The Other Sister
Those who believe that Jonathan Demme went all soft with Philadelphia and never recovered may not be reassured by his latest movie, an ensemble tale of family pathology gussied up with vérité camera work, world music, and improvising actors both trained and not. You can find the worst and the best of Demme in Rachel Getting Married, which may be an avowed fan's fond farewell to Robert Altman, but it's still a middlebrow domestic drama beating its wings against an experimental frame.
For all the familiar terrain it plows—dysfunctional clan comes unglued, regroups—the movie is not without its sly rewards, one of which is Anne Hathaway in chopped hair and pleading eyes as the bad seed who threatens to wreck a perfectly good hippie nuptial. For someone who's mostly been stuck playing glowing good girls (The Princess Diaries, The Devil Wears Prada), Hathaway's feverish portrayal of Kym, a junkie venturing out of rehab for the weekend to attend her upright sister's wedding, shows a gift for brittle passive-aggression blended with a fragile desperation that cuts right through any uncharitable thoughts you might harbor about another pretty actress angling for an Oscar. No wilting crackhead, Kym is a grade-A emotional terrorist who imagines that no matter what's going on, it's all about her: from manipulating her sister Rachel (Mad Men's Rosemarie DeWitt) into dumping her own best friend as maid of honor in favor of Kym, to using a prenuptial dinner toast for a self-pitying public bath in her own travails. Setting off little bombs that threaten to reduce to rubble the whole carefully planned ceremony—not to mention the whole carefully reconstructed family—Kym resists all efforts to contain her. Hathaway's adroit grandstanding puts up an impressive fight against a TV-movie plot that features the kind of secret only lazy screenwriters use to get an audience's tears flowing, a baffling subtextual plea for interracial love and understanding, and a climax full of gaga goodwill.
How much of Kym's bracingly whiny dialogue was actually written by screenwriter Jenny Lumet (daughter of the late Sidney) is unclear, for Demme seems bent on ceding directorial control wherever possible.
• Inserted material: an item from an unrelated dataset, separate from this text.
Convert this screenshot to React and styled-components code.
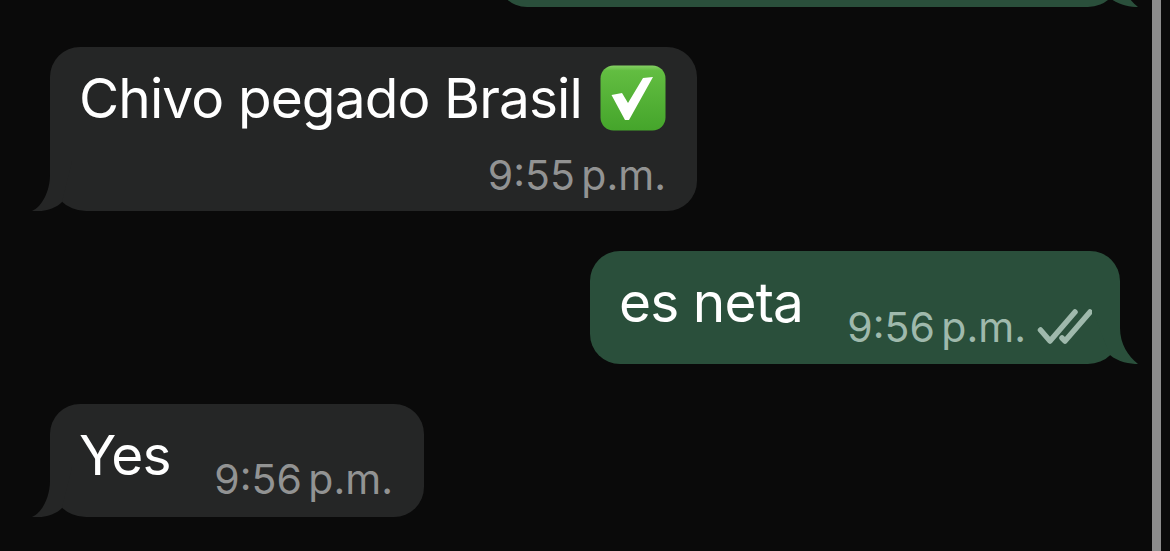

He's stacked the cast with his friends, neighbors and a sprinkling of New Orleans' dispossessed, not to mention the international musicians endlessly tuning up in every nook and cranny of the house, tracked by Declan Quinn's jittery handheld camera. (When Hathaway, in an irritable and apparently unscripted moment, asks for them to shut up already, I stifled a cheer.) Like any good host, Demme gave some of his wedding guests their own little cameras, and while it's fun to glimpse his mentor Roger Corman wielding one, I'm not convinced that all this aesthetic democracy is required to support such a simple tale. Yet it's Demme's loosey-goosey method that ends up breathing any ragged life into the movie's saintly march toward a happy ending.
Demme seems to be a kind and hopeful man who wants to make people feel good—and though, given the choice, I'd rather be watching his more versatile and joyful musical creation, Stop Making Sense, it's hard to begrudge him the colorful saris, world music, interracial harmony and all. Certainly, I enjoyed Rachel Getting Married a whole lot better than its evil twin in form and theme, Noah Baumbach's grungy, mean-spirited, relentlessly cold Margot at the Wedding. And at his best (Melvin and Howard, Crazy Mama, Citizen's Band), Demme instinctively grasps the runaway anarchy of human relations, in this case the way hurt and loss ricochet around a troubled family like poisoned arrows for years. DeWitt is terrific in the thankless role of the overcompensating daughter, a psychologist prone to psychobabbling "insight." And even with all the distracting flimflam buzzing around them, there's still a searing intensity to the battling duo at the movie's core, two imperfectly mothered sisters going at it like bantam roosters when they should be closing ranks.
At its wild heart, Rachel Getting Married offers a compelling instance of British writer Alan Bennett's observation that people are much more interesting and much more themselves not when they are bad, but when they're trying to be good—and that includes Kym and Rachel's remote mother (Debra Winger back with us, radiant even when barely emoting) and their caring but helplessly hand-wringing father (Bill Irwin). To watch Rachel and Kym hammer away at one another, retreat, return to jockeying for the attention of their separated parents, and finally try to connect is to witness both the terrible loneliness of being surrounded by family with no one on your side—and the brave, admirable folly of hope triumphing over experience.